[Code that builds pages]
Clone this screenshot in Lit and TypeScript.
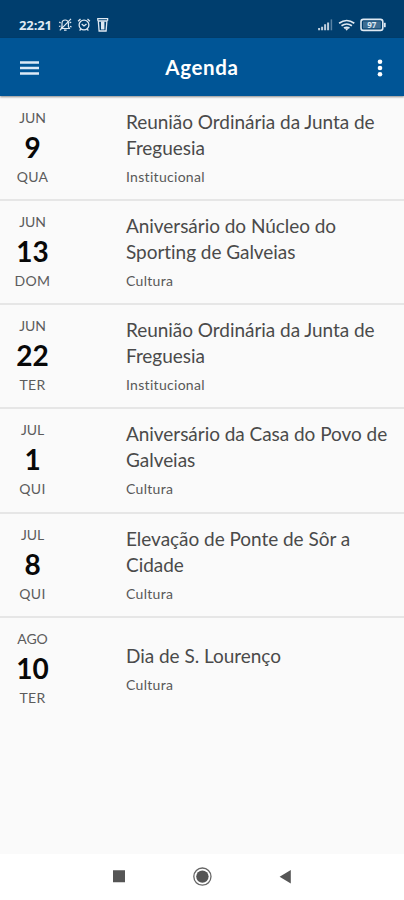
import { LitElement, html, css } from "lit";
import { customElement } from "lit/decorators.js";

interface AgendaEvent {
  month: string;
  day: string;
  weekday: string;
  title: string[];
  category: string;
}

const EVENTS: AgendaEvent[] = [
  { month: "JUN", day: "9", weekday: "QUA", title: ["Reunião Ordinária da Junta de", "Freguesia"], category: "Institucional" },
  { month: "JUN", day: "13", weekday: "DOM", title: ["Aniversário do Núcleo do", "Sporting de Galveias"], category: "Cultura" },
  { month: "JUN", day: "22", weekday: "TER", title: ["Reunião Ordinária da Junta de", "Freguesia"], category: "Institucional" },
  { month: "JUL", day: "1", weekday: "QUI", title: ["Aniversário da Casa do Povo de", "Galveias"], category: "Cultura" },
  { month: "JUL", day: "8", weekday: "QUI", title: ["Elevação de Ponte de Sôr a", "Cidade"], category: "Cultura" },
  { month: "AGO", day: "10", weekday: "TER", title: ["Dia de S. Lourenço"], category: "Cultura" },
];

@customElement("status-bar")
class StatusBar extends LitElement {
  static styles = css`
    :host {
      display: flex;
      justify-content: space-between;
      height: 38px;
      padding: 11px 17px 0 19px;
      box-sizing: border-box;
      background: #003e6e;
      color: #dfe9f2;
    }
    .group { display: flex; align-items: center; height: 27px; }
    .time { width: 39px; font: 700 13px/26px "Open Sans", sans-serif; letter-spacing: -0.1px; }
    svg { display: block; fill: none; stroke: currentColor; }
    .battery-text { font: 700 8px "Open Sans", sans-serif; fill: currentColor; stroke: none; }
  `;
  render() {
    return html`
      <div class="group">
        <span class="time">22:21</span>
        <svg width="52" height="16" viewBox="0 0 52 16">
          <g stroke-width="1.2">
            <path d="M3.2 11.5h8.2l-1-2V6.2a3.2 3.2 0 0 0-6.4 0v3.3zM6 13.2h2.6M1.2 5l1.4 1M1 9.5l1.5-.5M13.2 5l-1.6 1M13.6 10l-1.6-.6M13 1.8L1.8 13.4"></path>
          </g>
          <g stroke-width="1.3">
            <circle cx="26" cy="8" r="4.9"></circle>
            <path d="M20.1 4.2l2.4-2.2M31.9 4.2l-2.4-2.2M23.7 7l2.3 2 2.5-2M22.7 12l-1 1.6M29.3 12l1 1.6"></path>
          </g>
          <g stroke-width="1.3">
            <path d="M39.8 3.8V1.7h9.8v2.1M40.3 4l.8 10h7l.8-10z"></path>
            <path d="M44.7 4.5v8" stroke-width="3.4"></path>
          </g>
        </svg>
      </div>
      <div class="group">
        <svg width="70" height="16" viewBox="0 0 70 16">
          <path d="M2.1 13.3v-2.2M5.1 13.3V9.7M8.1 13.3V7.3M11.1 13.3V5.4" stroke-width="2" opacity=".85"></path>
          <path d="M14.4 13.3V2.4" stroke-width="1.5" opacity=".4"></path>
          <path d="M22.1 6.3q7.6-5.6 15.2 0M24.5 8.8q5.2-3.6 10.4 0M26.9 11.1q2.8-1.6 5.6 0" stroke-width="1.7"></path>
          <path d="M27.8 11.2l1.9 2.5 1.9-2.5z" fill="currentColor" stroke="none"></path>
          <rect x="44" y="2.4" width="21.8" height="11" rx="2.4" stroke-width="1.6"></rect>
          <path d="M67.8 5.8v4.4" stroke-width="1.8"></path>
          <rect x="46" y="4.4" width="17.8" height="7" fill="currentColor" stroke="none" opacity=".28"></rect>
          <text class="battery-text" x="50.2" y="10.9">97</text>
        </svg>
      </div>
    `;
  }
}

@customElement("app-bar")
class AppBar extends LitElement {
  static styles = css`
    :host {
      display: grid;
      grid-template-columns: 60px 1fr 60px;
      align-items: center;
      height: 58px;
      background: #005596;
      color: #fff;
      box-shadow: 0 1px 2px rgba(0, 0, 0, 0.45);
      z-index: 1;
    }
    svg { display: block; }
    .menu { margin: 1px 0 0 20px; }
    .more { justify-self: end; margin: 1px 20px 0 0; }
    h1 { margin: 0; text-align: center; font: 700 20.5px/58px Lato, sans-serif; letter-spacing: 0.65px; }
  `;
  render() {
    return html`
      <svg class="menu" width="20" height="14" viewBox="0 0 20 14">
        <path d="M0 1.4h19M0 7h19M0 12.6h19" stroke="#dce9f6" stroke-width="2.5"></path>
      </svg>
      <h1>Agenda</h1>
      <svg class="more" width="8" height="18" viewBox="0 0 8 18" fill="#fff">
        <circle cx="4" cy="2.8" r="2.3"></circle>
        <circle cx="4" cy="9" r="2.3"></circle>
        <circle cx="4" cy="15.2" r="2.3"></circle>
      </svg>
    `;
  }
}

@customElement("app-root")
class AppRoot extends LitElement {
  static styles = css`
    :host {
      display: flex;
      flex-direction: column;
      width: 404px;
      height: 900px;
      overflow: hidden;
      background: #fafafa;
      font-family: Lato, sans-serif;
    }
    .list { flex: 1; padding-top: 1px; }
    .row {
      display: grid;
      grid-template-columns: 65px 1fr;
      column-gap: 61px;
      align-items: center;
      height: 104.15px;
      box-sizing: border-box;
      border-bottom: 2px solid #e6e6e6;
    }
    .row:last-child { border-bottom-color: transparent; }
    .date { text-align: center; color: #5c5c5c; font-size: 14px; line-height: 20px; margin-top: -1px; }
    .month, .weekday { letter-spacing: -0.1px; }
    .weekday { letter-spacing: 0.3px; }
    .day { color: #080808; font-size: 28px; font-weight: 700; line-height: 39px; }
    .title { color: #4a4a4a; font-size: 19px; line-height: 26px; white-space: nowrap; letter-spacing: -0.04px; }
    .category { margin-top: 6px; color: #585858; font-size: 14px; line-height: 20px; letter-spacing: 0.3px; }
    .nav {
      display: flex;
      justify-content: center;
      align-items: center;
      height: 46px;
      background: #fff;
    }
  `;
  render() {
    return html`
      <status-bar></status-bar>
      <app-bar></app-bar>
      <div class="list">
        ${EVENTS.map((e) => html`
          <div class="row">
            <div class="date">
              <div class="month">${e.month}</div>
              <div class="day">${e.day}</div>
              <div class="weekday">${e.weekday}</div>
            </div>
            <div>
              ${e.title.map((line) => html`<div class="title">${line}</div>`)}
              <div class="category">${e.category}</div>
            </div>
          </div>
        `)}
      </div>
      <div class="nav">
        <svg width="180" height="20" viewBox="0 0 180 20" fill="#555">
          <path d="M1 3.2h12v12H1zM178.8 3v13.6L167.6 9.8z"></path>
          <circle cx="90.4" cy="9.6" r="8.6" fill="none" stroke="#666" stroke-width="1.3"></circle>
          <circle cx="90.4" cy="9.6" r="6.2"></circle>
        </svg>
      </div>
    `;
  }
}
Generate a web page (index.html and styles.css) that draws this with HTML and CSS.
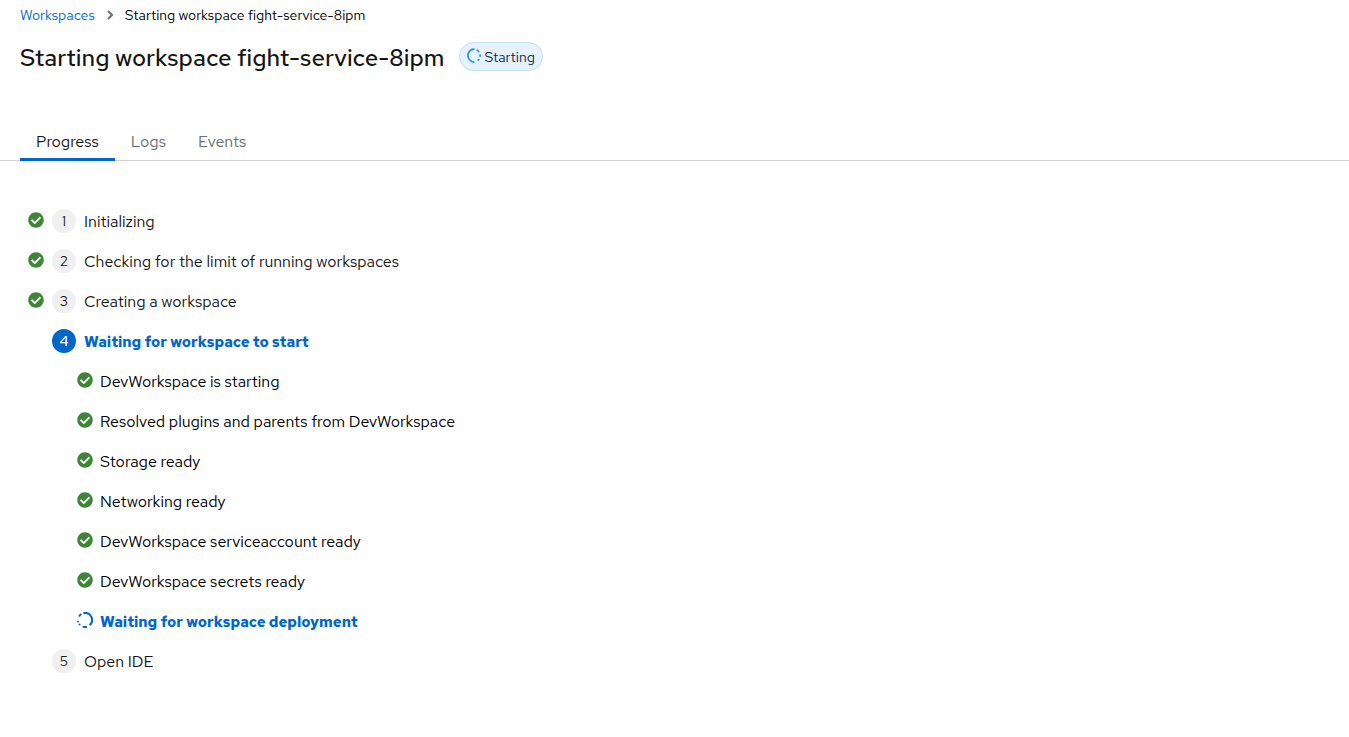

What to do – Copy out each line of the data where the string "html" appears.

Solution to the problem –
import { LitElement, html, css } from "lit";
    return html`
    return html`
    return html`
        ${EVENTS.map((e) => html`
              ${e.title.map((line) => html`<div class="title">${line}</div>`)}
Generate a web page (index.html and styles.css) that draws this with HTML and CSS.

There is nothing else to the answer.